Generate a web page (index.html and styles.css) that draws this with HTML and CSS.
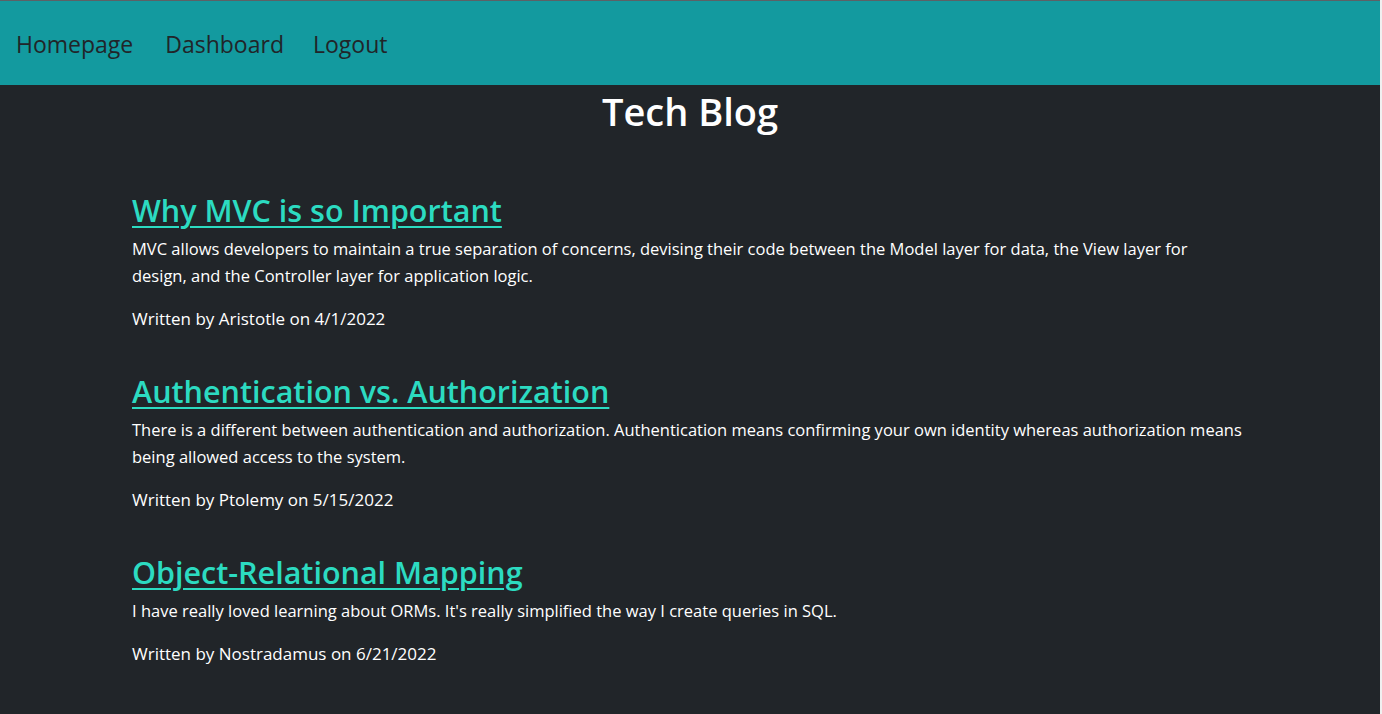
FILE: index.html
```html
<!DOCTYPE html>
<html lang="en">
<head>
<meta charset="utf-8">
<title>Tech Blog</title>
<link rel="stylesheet" href="styles.css">
</head>
<body>
<header class="topbar">
  <nav class="nav">
    <a class="nav-link" href="#">Homepage</a>
    <a class="nav-link" href="#">Dashboard</a>
    <a class="nav-link" href="#">Logout</a>
  </nav>
</header>
<main class="container">
  <h1 class="site-title">Tech Blog</h1>
  <section class="posts">
    <article class="post">
      <h2 class="post-title"><a href="#">Why MVC is so Important</a></h2>
      <p class="post-body">MVC allows developers to maintain a true separation of concerns, devising their code between the Model layer for data, the View layer for design, and the Controller layer for application logic.</p>
      <p class="post-meta">Written by Aristotle on 4/1/2022</p>
    </article>
    <article class="post">
      <h2 class="post-title"><a href="#">Authentication vs. Authorization</a></h2>
      <p class="post-body">There is a different between authentication and authorization. Authentication means confirming your own identity whereas authorization means being allowed access to the system.</p>
      <p class="post-meta">Written by Ptolemy on 5/15/2022</p>
    </article>
    <article class="post">
      <h2 class="post-title"><a href="#">Object-Relational Mapping</a></h2>
      <p class="post-body">I have really loved learning about ORMs. It's really simplified the way I create queries in SQL.</p>
      <p class="post-meta">Written by Nostradamus on 6/21/2022</p>
    </article>
  </section>
</main>
</body>
</html>
```
FILE: styles.css
```css
* { box-sizing: border-box; }
html { background: #f0f0f0; }
body {
  margin: 0;
  margin-right: 2px;
  min-height: 714px;
  background: #212529;
  color: #ffffff;
  font-family: "Open Sans", "Noto Sans", sans-serif;
  font-size: 17px;
  line-height: 27px;
}
.topbar {
  background: #139a9f;
  border-top: 1px solid #5c6166;
  height: 85px;
  display: flex;
  align-items: center;
  padding: 0 16px;
}
.nav {
  display: flex;
  gap: 32px;
}
.nav-link {
  color: #212529;
  text-decoration: none;
  font-size: 23px;
  line-height: 30px;
  padding-top: 2px;
}
.nav-link:nth-child(3) { margin-left: -3px; }
.container {
  max-width: 1140px;
  margin: 0 auto;
  padding: 0 12px;
}
.site-title {
  margin: 2px 0 56px;
  text-align: center;
  font-size: 38px;
  line-height: 48px;
  font-weight: 600;
}
.post { margin-bottom: 40px; }
.post-title {
  margin: 0 0 6px;
  font-size: 30.5px;
  line-height: 38px;
  font-weight: 600;
}
.post-title a {
  color: #2cdbc1;
  text-decoration: underline;
  text-decoration-thickness: 2px;
  text-underline-offset: 4px;
}
.post-body {
  margin: 0 0 16px;
  max-width: 1112px;
  font-size: 16.5px;
}
.post-meta { margin: 0 0 16px; }
```
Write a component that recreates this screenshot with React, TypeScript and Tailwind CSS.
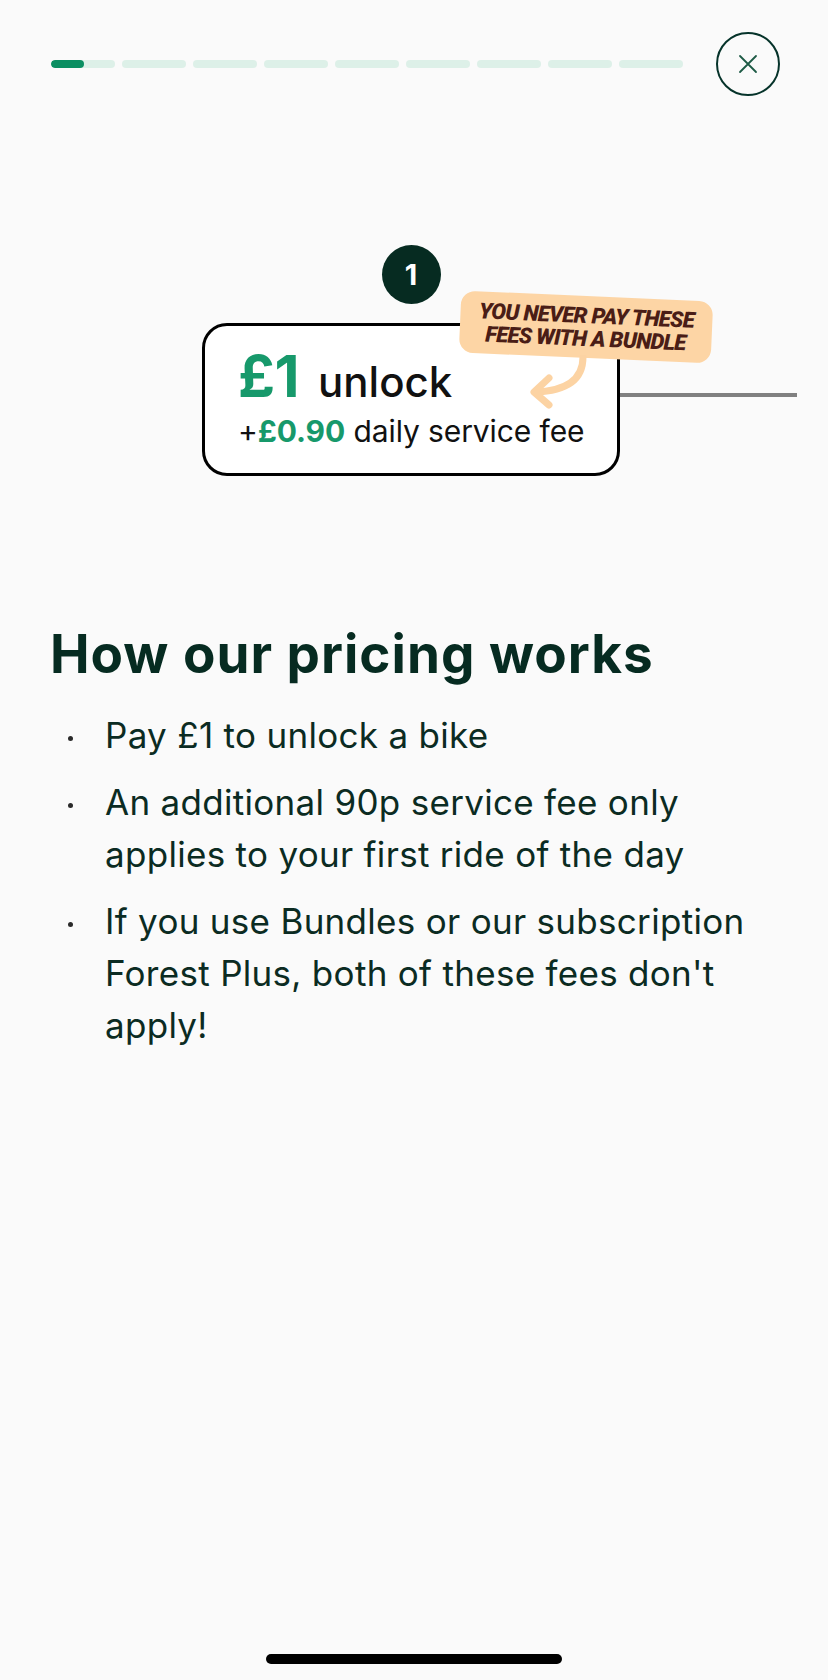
import React from "react";

const Segment = ({ progress }: { progress?: number }) => (
  <div className="relative h-[8px] w-[64px] overflow-hidden rounded-full bg-[#ddf0e8]">
    {progress ? (
      <div className="h-full rounded-full bg-[#0b8f62]" style={{ width: `${progress}%` }} />
    ) : null}
  </div>
);

const Dot = () => (
  <div className="w-[55px] shrink-0">
    <div className="ml-[18px] mt-[27px] h-[5px] w-[5px] rounded-full bg-[#2a2a2a]" />
  </div>
);

export default function App() {
  const font = { fontFamily: "Inter, 'Noto Sans', sans-serif" };
  return (
    <div
      className="relative flex h-[1680px] w-[828px] flex-col overflow-hidden bg-[#fafafa] text-[#062b21]"
      style={font}
    >
      {/* header */}
      <div className="flex items-center justify-between pl-[51px] pr-[48px] pt-[32px]">
        <div className="flex gap-[7px]">
          <Segment progress={52} />
          <Segment />
          <Segment />
          <Segment />
          <Segment />
          <Segment />
          <Segment />
          <Segment />
          <Segment />
        </div>
        <button className="flex h-[64px] w-[64px] items-center justify-center rounded-full border-[2.5px] border-[#06332a]">
          <svg width="20" height="20" viewBox="0 0 20 20" fill="none">
            <path d="M2 2 L18 18 M18 2 L2 18" stroke="#1d5a45" strokeWidth="1.8" strokeLinecap="round" />
          </svg>
        </button>
      </div>

      {/* illustration */}
      <div className="mt-[149px] flex flex-col pl-[202px]">
        <div className="flex w-[418px] justify-center">
          <div className="flex h-[59px] w-[59px] items-center justify-center rounded-full bg-[#062b21] text-[29px] font-bold text-white">
            1
          </div>
        </div>
        <div className="relative mt-[19px] flex items-start">
          <div className="h-[153px] w-[418px] rounded-[25px] border-[3px] border-black bg-white pl-[33px] pt-[21px]">
            <div className="flex items-baseline whitespace-nowrap leading-none">
              <span className="text-[58px] font-bold tracking-[-0.5px] text-[#17996b]">£1</span>
              <span className="ml-[19px] text-[42px] font-medium text-[#111]">unlock</span>
            </div>
            <div className="mt-[11px] whitespace-nowrap text-[30px] leading-none tracking-[-0.1px] text-[#111]">
              +<span className="font-bold text-[#17996b]">£0.90</span> daily service fee
            </div>
          </div>
          <div className="mt-[70px] h-[4px] w-[177px] bg-[#808080]" />

          {/* tag */}
          <div
            className="absolute left-[258px] top-[-27px] flex h-[62px] w-[252px] rotate-[2.5deg] flex-col items-center justify-center rounded-[14px] bg-[#fdd5a5] text-center text-[22px] font-black italic leading-[23px] tracking-[-0.7px] text-[#4a1d16]"
            style={{ fontFamily: "Roboto, 'Liberation Sans', sans-serif" }}
          >
            <span className="block h-[23px]">YOU NEVER PAY THESE</span>
            <span className="block h-[23px]">FEES WITH A BUNDLE</span>
          </div>
          {/* arrow */}
          <svg
            className="absolute left-[323px] top-[32px]"
            width="70"
            height="60"
            viewBox="0 0 70 60"
            fill="none"
          >
            <path
              d="M58 2 C58 24 42 36 10 37"
              stroke="#fcd3a3"
              strokeWidth="7"
              strokeLinecap="round"
            />
            <path
              d="M24 23 L9 37 L24 50"
              stroke="#fcd3a3"
              strokeWidth="7"
              strokeLinecap="round"
              strokeLinejoin="round"
            />
          </svg>
        </div>
      </div>

      {/* text */}
      <div className="mt-[146px] pl-[50px]">
        <h1 className="text-[53px] font-bold leading-[64px] tracking-[1px] text-[#062b21]">
          How our pricing works
        </h1>
        <ul className="mt-[23px] flex flex-col gap-[15px] text-[35px] leading-[52px] tracking-[0.3px] text-[#0b2b22]">
          <li className="flex">
            <Dot />
            <div className="whitespace-nowrap">Pay £1 to unlock a bike</div>
          </li>
          <li className="flex">
            <Dot />
            <div className="whitespace-nowrap">
              An additional 90p service fee only
              <br />
              applies to your first ride of the day
            </div>
          </li>
          <li className="flex">
            <Dot />
            <div className="whitespace-nowrap">
              If you use Bundles or our subscription
              <br />
              Forest Plus, both of these fees don't
              <br />
              apply!
            </div>
          </li>
        </ul>
      </div>

      <div className="flex-1" />
      <div className="mx-auto mb-[16px] h-[10px] w-[296px] rounded-full bg-black" />
    </div>
  );
}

—————

## Task details
Select and copy every line of the listing with the word "this".

## Finished exercise
Generate a web page (index.html and styles.css) that draws this with HTML and CSS.
Write a component that recreates this screenshot with React, TypeScript and Tailwind CSS.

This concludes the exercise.